When Paris’s Notre Dame Cathedral caught fire on Monday, my life entered slow-motion. I sat in the television viewing room of Grewcock with a small group of students and professors watching CNN replay a clip of the cathedral’s spire falling.

“Have you ever been there?,” said one of the professors.

“Yeah, last spring break,” I responded.

“Well, you’re one of the lucky ones.”

I didn’t feel lucky. I felt mad.

For Christians, it can be easy to recognize God’s sovereignty when things work in accordance with our desires. When God’s plan lines up with our own, we find it much easier to attribute significant events to providence.
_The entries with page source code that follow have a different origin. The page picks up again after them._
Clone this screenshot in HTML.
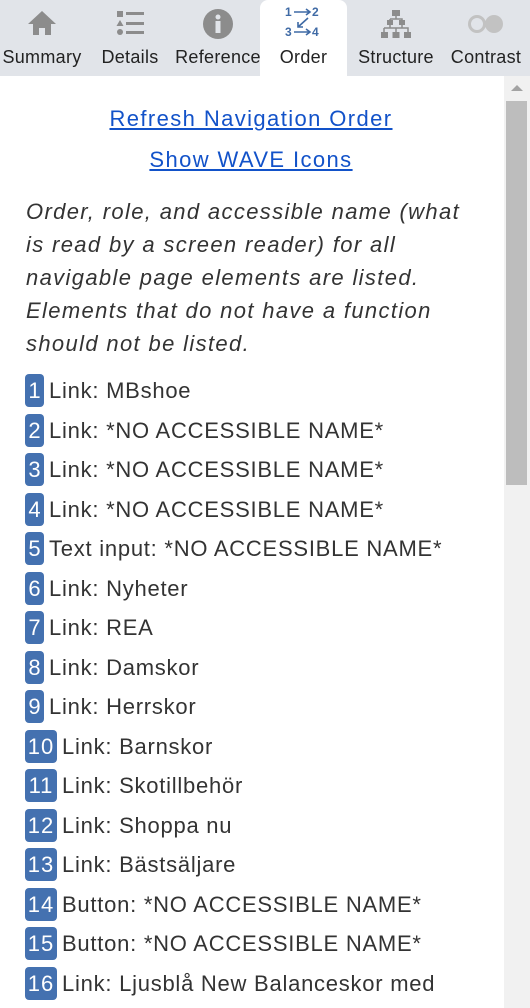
<!DOCTYPE html>
<html><head><meta charset="utf-8"><style>
*{margin:0;padding:0;box-sizing:border-box}
body{width:530px;height:1008px;overflow:hidden;background:#fff;font-family:"Liberation Sans",sans-serif;color:#333;position:relative}
.tabs{position:absolute;left:0;top:0;width:530px;height:76px;background:#e1e4e9}
.tab{position:absolute;top:0;height:76px;text-align:center;font-size:18px;color:#222;letter-spacing:0.3px}
.tab .lbl{position:absolute;left:0;right:0;top:47px;white-space:nowrap}
.tab svg{position:absolute;top:8px;left:50%;transform:translateX(-50%)}
.active{background:#fff;border-radius:8px 8px 0 0}
.sb{position:absolute;left:504px;top:76px;width:26px;height:932px;background:#f1f1f1}
.thumb{position:absolute;left:2px;top:25px;width:21px;height:384px;background:#bdbdbd}
.arrow{position:absolute;left:7px;top:9px;width:0;height:0;border-left:6px solid transparent;border-right:6px solid transparent;border-bottom:6px solid #a3a3a3}
a{color:#1252c9;text-decoration:underline}
.lk{position:absolute;left:0;width:502px;text-align:center;font-size:22px;white-space:nowrap;letter-spacing:1.4px}
.p{position:absolute;left:26px;top:195px;font-size:22px;font-style:italic;line-height:33px;white-space:nowrap;color:#333;letter-spacing:1.35px}
.row{position:absolute;left:25px;font-size:22px;white-space:nowrap;height:33px;line-height:33px;letter-spacing:0.75px}
.b{display:inline-block;background:#4471b0;color:#fff;border-radius:4px;height:33px;line-height:33px;text-align:center;min-width:19px;padding:0 1px;margin-right:5px;vertical-align:top;letter-spacing:0}
.b2{width:32px;letter-spacing:1px}
</style></head><body>
<div class="tabs">
 <div class="tab" style="left:0;width:84px"><svg width="32" height="30" viewBox="0 0 32 30"><path d="M16 3 L2 16 H7 V27 H13 V20 H19 V27 H25 V16 H30 Z" fill="#8c8c8c"/></svg><div class="lbl">Summary</div></div>
 <div class="tab" style="left:86px;width:88px"><svg width="32" height="30" viewBox="0 0 32 30"><rect x="3" y="3" width="6" height="6" fill="#8c8c8c"/><path d="M6 12 L9.5 18 H2.5Z" fill="#8c8c8c"/><circle cx="6" cy="24" r="3" fill="#8c8c8c"/><rect x="12" y="4" width="18" height="3" fill="#8c8c8c"/><rect x="12" y="14" width="18" height="3" fill="#8c8c8c"/><rect x="12" y="23" width="18" height="3" fill="#8c8c8c"/></svg><div class="lbl">Details</div></div>
 <div class="tab" style="left:174px;width:88px"><svg width="32" height="32" viewBox="0 0 32 32"><circle cx="16" cy="16" r="15" fill="#8c8c8c"/><circle cx="16" cy="9" r="2.5" fill="#e1e4e9"/><rect x="13.5" y="13" width="5" height="12" fill="#e1e4e9"/></svg><div class="lbl">Reference</div></div>
 <div class="tab active" style="left:260px;width:87px"><svg width="40" height="34" viewBox="0 0 40 34" style="top:5px"><g fill="#3f6aa5" font-family="Liberation Sans" font-weight="bold" font-size="12"><text x="1" y="11">1</text><text x="28" y="11">2</text><text x="1" y="31">3</text><text x="28" y="31">4</text></g><g stroke="#3f6aa5" stroke-width="1.6" fill="none"><path d="M10 7 H26 M22 4 L26 7 L22 10"/><path d="M10 27 H26 M22 24 L26 27 L22 30"/><path d="M24 13 L14 22 M14 17 V22 H19"/></g></svg><div class="lbl">Order</div></div>
 <div class="tab" style="left:350px;width:92px"><svg width="34" height="32" viewBox="0 0 34 32"><g fill="#8c8c8c"><rect x="13" y="2" width="8" height="6"/><rect x="8" y="12" width="6" height="5"/><rect x="20" y="12" width="6" height="5"/><rect x="2" y="24" width="7" height="6"/><rect x="13.5" y="24" width="7" height="6"/><rect x="25" y="24" width="7" height="6"/></g><path d="M17 8 V11 M11 11 H23 V12 M11 11 V12 M11 17 V20 M5 20 H29 V24 M5 20 V24 M17 20 V24 M23 17 V20" stroke="#8c8c8c" stroke-width="1.5" fill="none"/></svg><div class="lbl">Structure</div></div>
 <div class="tab" style="left:442px;width:88px"><svg width="40" height="30" viewBox="0 0 40 30"><circle cx="11" cy="16" r="7.5" fill="none" stroke="#c2c2c2" stroke-width="3"/><circle cx="28" cy="16" r="9" fill="#c2c2c2"/></svg><div class="lbl">Contrast</div></div>
</div>
<div class="lk" style="top:106px"><a>Refresh Navigation Order</a></div>
<div class="lk" style="top:147px"><a>Show WAVE Icons</a></div>
<div class="p">Order, role, and accessible name (what<br>is read by a screen reader) for all<br>navigable page elements are listed.<br>Elements that do not have a function<br>should not be listed.</div>
<div class="row" style="top:374px"><span class="b">1</span>Link: MBshoe</div>
<div class="row" style="top:414px"><span class="b">2</span>Link: *NO ACCESSIBLE NAME*</div>
<div class="row" style="top:453px"><span class="b">3</span>Link: *NO ACCESSIBLE NAME*</div>
<div class="row" style="top:493px"><span class="b">4</span>Link: *NO ACCESSIBLE NAME*</div>
<div class="row" style="top:532px"><span class="b">5</span>Text input: *NO ACCESSIBLE NAME*</div>
<div class="row" style="top:572px"><span class="b">6</span>Link: Nyheter</div>
<div class="row" style="top:611px"><span class="b">7</span>Link: REA</div>
<div class="row" style="top:651px"><span class="b">8</span>Link: Damskor</div>
<div class="row" style="top:690px"><span class="b">9</span>Link: Herrskor</div>
<div class="row" style="top:730px"><span class="b b2">10</span>Link: Barnskor</div>
<div class="row" style="top:769px"><span class="b b2">11</span>Link: Skotillbehör</div>
<div class="row" style="top:809px"><span class="b b2">12</span>Link: Shoppa nu</div>
<div class="row" style="top:848px"><span class="b b2">13</span>Link: Bästsäljare</div>
<div class="row" style="top:888px"><span class="b b2">14</span>Button: *NO ACCESSIBLE NAME*</div>
<div class="row" style="top:927px"><span class="b b2">15</span>Button: *NO ACCESSIBLE NAME*</div>
<div class="row" style="top:967px"><span class="b b2">16</span>Link: Ljusblå New Balanceskor med</div>
<div class="sb"><div class="arrow"></div><div class="thumb"></div></div>
</body></html>
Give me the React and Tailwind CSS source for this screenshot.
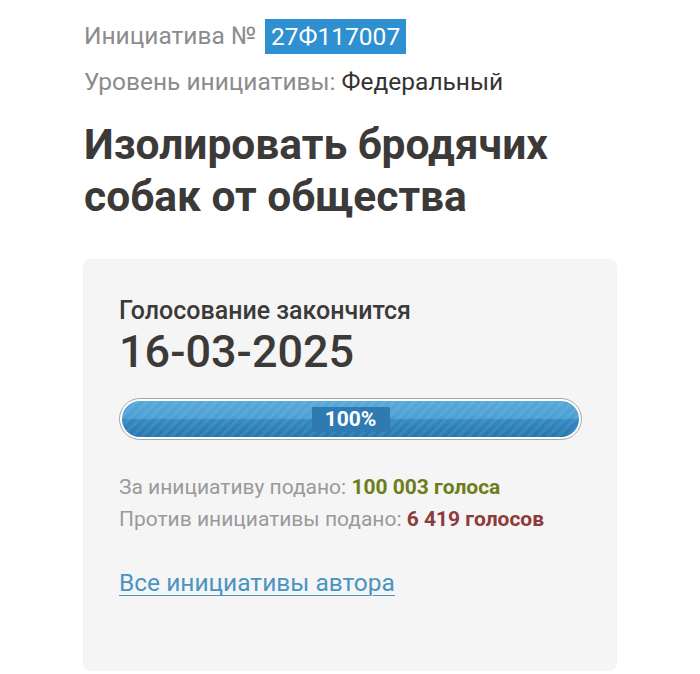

The opposite is true for inexplicable tragedy. The Book of Job is a great example of this struggle. Throughout his tribulations, Job sees God’s actions as arbitrary, which God manifests by levying countless tragedies for reasons that Job can’t understand. When Job demands an explanation, God refuses to justify his actions and instead focuses on his divine wisdom in comparison to Job’s human ignorance: “Where were you when I laid the foundations of the earth?”

I sat in Grewcock with that same ignorance. Everyone watched the seemingly insatiable flames in silence, and as they burned every second felt like an eternity. Questions began to swim in my head: Did the tabernacle survive? What about the Crown of Thorns? Was anybody hurt? Why is it taking so long to put out a fire in the middle of one of the most developed cities in the world?

Was this an accident, or arson?

I wanted it to be arson. I wanted more than anything for there to be someone to blame, someone I could hate. It didn’t matter who it was. If only I could heap my emotions on something more concrete than mere chance or stupidity. So far, no such luck.

Visiting Notre Dame changed my worldview. In one afternoon, I was confronted with a tangible sign of the Christian imagination brought to bear on the world. I saw the combined effort of several generations of craftsmen over more than a century. Men and women were born, worked on the cathedral their entire lives, and then died without seeing it completed.

Like Mary washing Jesus’ feet with a bottle of priceless perfume, a story from John 12 that happened to be a part of Monday’s daily Mass reading, Paris poured resources beyond practicality into glorifying God through stone. Ultimately, they built a monument whose beauty captivated the world. The nuances of the cathedral’s construction still elude architects and aestheticists alike, with the Rose Window spawning both doctoral dissertations and conversions. And as I walked between those sacred walls the idea of Christian tradition, of a tangible and beautiful history of the Church, began to form in the back of my mind.

And so, I decided to become Catholic. It did not happen all at once and Notre Dame was far from the only reason. But witnessing this testament to the power of organized faith planted a signpost pointed towards Christ. It made me take my faith more seriously, and by extension set me on the path to my Confirmation, which will occur this Easter Sunday.

The unfairness of this loss seems personal, like an attack on my own spiritual journey. Notre Dame helped me become the man I am today. It began my movement towards the very savior who preached a message of love that I so desperately want to deny for the sake of self-serving revenge.

To give this tragedy a perpetrator would ground and explain it. We expect humans to be sinful and destructive. We could go to sleep knowing that someone would pay for destroying something beautiful and that justice would prevail. But for justice to prevail, a crime must be committed. While the investigation into the origin of the fire is ongoing, we need to prepare ourselves for the possibility that it could have been an accident. If it was, then we find ourselves in the same position as Job: aimless in our grief, angry at God. It might be a hard truth to accept, but we have no right to be angry. We need to learn how to grieve in the face of providence.

Where were you when the foundations of the earth were laid?